• _What needs to be done_: Below is a listing; write it out exactly and drop any images from it.

• _Available data_:
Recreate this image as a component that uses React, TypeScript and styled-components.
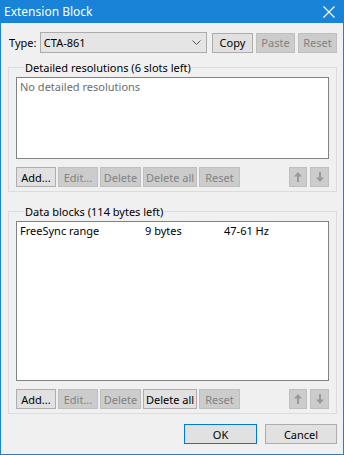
import React from "react";
import styled, { createGlobalStyle } from "styled-components";

const Global = createGlobalStyle`
  html, body { margin: 0; padding: 0; background: #f0f0f0; }
  * { box-sizing: border-box; }
  body { font-family: "Noto Sans", "Segoe UI", sans-serif; font-size: 11px; color: #000; }
`;

const Window = styled.div`
  width: 344px;
  height: 455px;
  display: flex;
  flex-direction: column;
  background: #f0f0f0;
  border: 1px solid #1883d7;
  border-top: none;
`;

const TitleBar = styled.div`
  height: 23px;
  background: #1883d7;
  color: #fff;
  display: flex;
  align-items: center;
  justify-content: space-between;
  padding: 0 9px 0 4px;
  font-size: 12px;
  margin: 0 -1px;
`;

const Content = styled.div`
  flex: 1;
  display: flex;
  flex-direction: column;
  padding: 9px 6px 0 7px;
`;

const TypeRow = styled.div`
  display: flex;
  align-items: center;
  height: 21px;
`;

const Label = styled.span`
  width: 32px;
  line-height: 15px;
  padding-left: 1px;
`;

const Combo = styled.div`
  width: 168px;
  height: 21px;
  background: #e5e5e5;
  border: 1px solid #acacac;
  display: flex;
  align-items: center;
  justify-content: space-between;
  padding: 0 5px 0 3px;
  margin-right: 5px;
`;

const Btn = styled.div<{ $w: number; $disabled?: boolean; $default?: boolean }>`
  width: ${(p) => p.$w}px;
  height: 20px;
  display: flex;
  align-items: center;
  justify-content: center;
  background: ${(p) => (p.$disabled ? "#cccccc" : "#e1e1e1")};
  border: 1px solid ${(p) => (p.$default ? "#0078d7" : p.$disabled ? "#bfbfbf" : "#adadad")};
  color: ${(p) => (p.$disabled ? "#838383" : "#000")};
  white-space: nowrap;
  flex-shrink: 0;
`;

const BtnGroup = styled.div<{ $gap: number }>`
  display: flex;
  gap: ${(p) => p.$gap}px;
`;

const Group = styled.fieldset<{ $top: number }>`
  margin: ${(p) => p.$top}px 0 0 0;
  padding: 2px 7px 4px 7px;
  border: 1px solid #dcdcdc;
  min-width: 0;
`;

const Legend = styled.legend`
  padding: 0 1px;
  margin-left: 8px;
  line-height: 15px;
`;

const ListBox = styled.div<{ $h: number }>`
  height: ${(p) => p.$h}px;
  background: #fff;
  border: 1px solid #828282;
  padding: 1px 3px;
`;

const EmptyText = styled.div`
  color: #6d6d6d;
  line-height: 15px;
`;

const Row = styled.div`
  display: grid;
  grid-template-columns: 125px 79px 1fr;
  line-height: 15px;
`;

const ButtonBar = styled.div`
  display: flex;
  justify-content: space-between;
  margin-top: 8px;
`;

const Footer = styled.div`
  display: flex;
  justify-content: flex-end;
  gap: 8px;
  margin-top: 10px;
`;

const Arrow = ({ down }: { down?: boolean }) => (
  <svg width="8" height="10" viewBox="0 0 8 10" style={{ transform: down ? "rotate(180deg)" : undefined }}>
    <path d="M4 0 L8 4.5 L5 4.5 L5 10 L3 10 L3 4.5 L0 4.5 Z" fill="#9a9a9a" />
  </svg>
);

const Chevron = () => (
  <svg width="9" height="5" viewBox="0 0 9 5">
    <path d="M0.5 0.5 L4.5 4.5 L8.5 0.5" fill="none" stroke="#555" strokeWidth="1" />
  </svg>
);

const CloseX = () => (
  <svg width="12" height="12" viewBox="0 0 12 12">
    <path d="M0.5 0.5 L11.5 11.5 M11.5 0.5 L0.5 11.5" stroke="#fff" strokeWidth="1.2" />
  </svg>
);

const Buttons = ({ deleteAllEnabled }: { deleteAllEnabled?: boolean }) => (
  <ButtonBar>
    <BtnGroup $gap={2}>
      <Btn $w={40}>Add...</Btn>
      <Btn $w={40} $disabled>Edit...</Btn>
      <Btn $w={41} $disabled>Delete</Btn>
      <Btn $w={54} $disabled={!deleteAllEnabled}>Delete all</Btn>
      <Btn $w={41} $disabled>Reset</Btn>
    </BtnGroup>
    <BtnGroup $gap={3}>
      <Btn $w={18} $disabled><Arrow /></Btn>
      <Btn $w={19} $disabled><Arrow down /></Btn>
    </BtnGroup>
  </ButtonBar>
);

export default function App() {
  return (
    <>
      <Global />
      <Window>
        <TitleBar>
          <span>Extension Block</span>
          <CloseX />
        </TitleBar>
        <Content>
          <TypeRow>
            <Label>Type:</Label>
            <Combo>
              <span>CTA-861</span>
              <Chevron />
            </Combo>
            <BtnGroup $gap={3}>
              <Btn $w={41}>Copy</Btn>
              <Btn $w={39} $disabled>Paste</Btn>
              <Btn $w={39} $disabled>Reset</Btn>
            </BtnGroup>
          </TypeRow>
          <Group $top={7}>
            <Legend>Detailed resolutions (6 slots left)</Legend>
            <ListBox $h={82}>
              <EmptyText>No detailed resolutions</EmptyText>
            </ListBox>
            <Buttons />
          </Group>
          <Group $top={12}>
            <Legend>Data blocks (114 bytes left)</Legend>
            <ListBox $h={160}>
              <Row>
                <span>FreeSync range</span>
                <span>9 bytes</span>
                <span>47-61 Hz</span>
              </Row>
            </ListBox>
            <Buttons deleteAllEnabled />
          </Group>
          <Footer>
            <Btn $w={73} $default>OK</Btn>
            <Btn $w={72}>Cancel</Btn>
          </Footer>
        </Content>
      </Window>
    </>
  );
}
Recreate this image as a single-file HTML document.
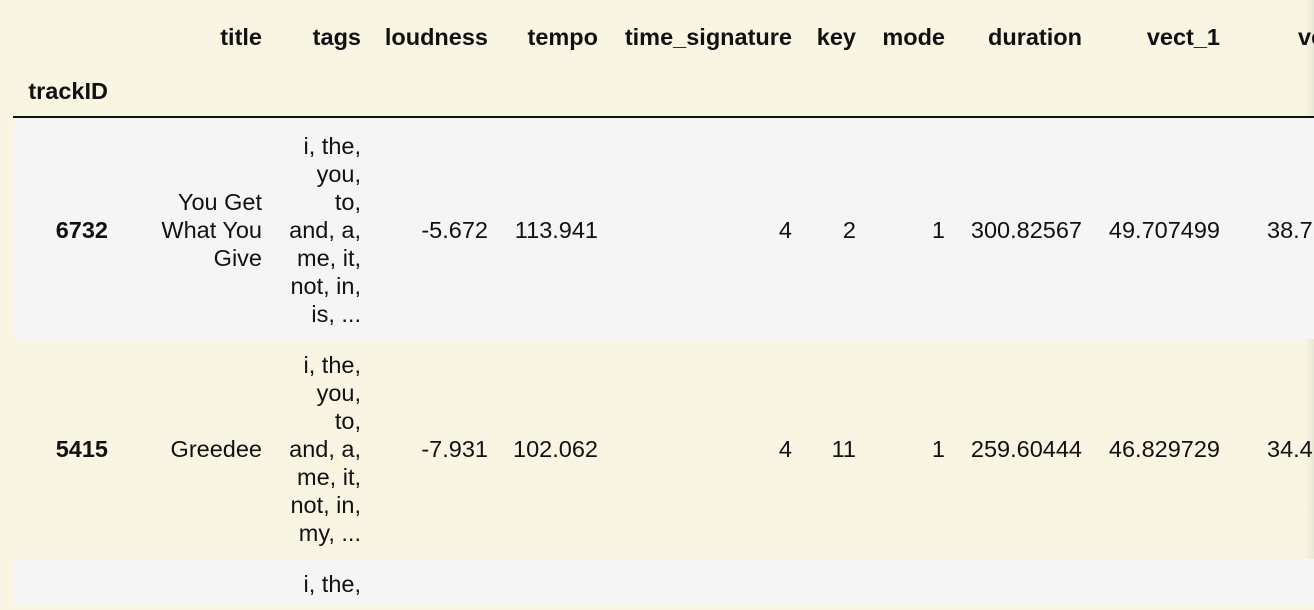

• _Written reply_:
Recreate this image as a component that uses React, TypeScript and styled-components.
import React from "react";
import styled, { createGlobalStyle } from "styled-components";

const Global = createGlobalStyle`
  html, body { margin: 0; padding: 0; background: #f0f0f0; }
  * { box-sizing: border-box; }
  body { font-family: "Noto Sans", "Segoe UI", sans-serif; font-size: 11px; color: #000; }
`;

const Window = styled.div`
  width: 344px;
  height: 455px;
  display: flex;
  flex-direction: column;
  background: #f0f0f0;
  border: 1px solid #1883d7;
  border-top: none;
`;

const TitleBar = styled.div`
  height: 23px;
  background: #1883d7;
  color: #fff;
  display: flex;
  align-items: center;
  justify-content: space-between;
  padding: 0 9px 0 4px;
  font-size: 12px;
  margin: 0 -1px;
`;

const Content = styled.div`
  flex: 1;
  display: flex;
  flex-direction: column;
  padding: 9px 6px 0 7px;
`;

const TypeRow = styled.div`
  display: flex;
  align-items: center;
  height: 21px;
`;

const Label = styled.span`
  width: 32px;
  line-height: 15px;
  padding-left: 1px;
`;

const Combo = styled.div`
  width: 168px;
  height: 21px;
  background: #e5e5e5;
  border: 1px solid #acacac;
  display: flex;
  align-items: center;
  justify-content: space-between;
  padding: 0 5px 0 3px;
  margin-right: 5px;
`;

const Btn = styled.div<{ $w: number; $disabled?: boolean; $default?: boolean }>`
  width: ${(p) => p.$w}px;
  height: 20px;
  display: flex;
  align-items: center;
  justify-content: center;
  background: ${(p) => (p.$disabled ? "#cccccc" : "#e1e1e1")};
  border: 1px solid ${(p) => (p.$default ? "#0078d7" : p.$disabled ? "#bfbfbf" : "#adadad")};
  color: ${(p) => (p.$disabled ? "#838383" : "#000")};
  white-space: nowrap;
  flex-shrink: 0;
`;

const BtnGroup = styled.div<{ $gap: number }>`
  display: flex;
  gap: ${(p) => p.$gap}px;
`;

const Group = styled.fieldset<{ $top: number }>`
  margin: ${(p) => p.$top}px 0 0 0;
  padding: 2px 7px 4px 7px;
  border: 1px solid #dcdcdc;
  min-width: 0;
`;

const Legend = styled.legend`
  padding: 0 1px;
  margin-left: 8px;
  line-height: 15px;
`;

const ListBox = styled.div<{ $h: number }>`
  height: ${(p) => p.$h}px;
  background: #fff;
  border: 1px solid #828282;
  padding: 1px 3px;
`;

const EmptyText = styled.div`
  color: #6d6d6d;
  line-height: 15px;
`;

const Row = styled.div`
  display: grid;
  grid-template-columns: 125px 79px 1fr;
  line-height: 15px;
`;

const ButtonBar = styled.div`
  display: flex;
  justify-content: space-between;
  margin-top: 8px;
`;

const Footer = styled.div`
  display: flex;
  justify-content: flex-end;
  gap: 8px;
  margin-top: 10px;
`;

const Arrow = ({ down }: { down?: boolean }) => (
  <svg width="8" height="10" viewBox="0 0 8 10" style={{ transform: down ? "rotate(180deg)" : undefined }}>
    <path d="M4 0 L8 4.5 L5 4.5 L5 10 L3 10 L3 4.5 L0 4.5 Z" fill="#9a9a9a" />
  </svg>
);

const Chevron = () => (
  <svg width="9" height="5" viewBox="0 0 9 5">
    <path d="M0.5 0.5 L4.5 4.5 L8.5 0.5" fill="none" stroke="#555" strokeWidth="1" />
  </svg>
);

const CloseX = () => (
  <svg width="12" height="12" viewBox="0 0 12 12">
    <path d="M0.5 0.5 L11.5 11.5 M11.5 0.5 L0.5 11.5" stroke="#fff" strokeWidth="1.2" />
  </svg>
);

const Buttons = ({ deleteAllEnabled }: { deleteAllEnabled?: boolean }) => (
  <ButtonBar>
    <BtnGroup $gap={2}>
      <Btn $w={40}>Add...</Btn>
      <Btn $w={40} $disabled>Edit...</Btn>
      <Btn $w={41} $disabled>Delete</Btn>
      <Btn $w={54} $disabled={!deleteAllEnabled}>Delete all</Btn>
      <Btn $w={41} $disabled>Reset</Btn>
    </BtnGroup>
    <BtnGroup $gap={3}>
      <Btn $w={18} $disabled><Arrow /></Btn>
      <Btn $w={19} $disabled><Arrow down /></Btn>
    </BtnGroup>
  </ButtonBar>
);

export default function App() {
  return (
    <>
      <Global />
      <Window>
        <TitleBar>
          <span>Extension Block</span>
          <CloseX />
        </TitleBar>
        <Content>
          <TypeRow>
            <Label>Type:</Label>
            <Combo>
              <span>CTA-861</span>
              <Chevron />
            </Combo>
            <BtnGroup $gap={3}>
              <Btn $w={41}>Copy</Btn>
              <Btn $w={39} $disabled>Paste</Btn>
              <Btn $w={39} $disabled>Reset</Btn>
            </BtnGroup>
          </TypeRow>
          <Group $top={7}>
            <Legend>Detailed resolutions (6 slots left)</Legend>
            <ListBox $h={82}>
              <EmptyText>No detailed resolutions</EmptyText>
            </ListBox>
            <Buttons />
          </Group>
          <Group $top={12}>
            <Legend>Data blocks (114 bytes left)</Legend>
            <ListBox $h={160}>
              <Row>
                <span>FreeSync range</span>
                <span>9 bytes</span>
                <span>47-61 Hz</span>
              </Row>
            </ListBox>
            <Buttons deleteAllEnabled />
          </Group>
          <Footer>
            <Btn $w={73} $default>OK</Btn>
            <Btn $w={72}>Cancel</Btn>
          </Footer>
        </Content>
      </Window>
    </>
  );
}
Recreate this image as a single-file HTML document.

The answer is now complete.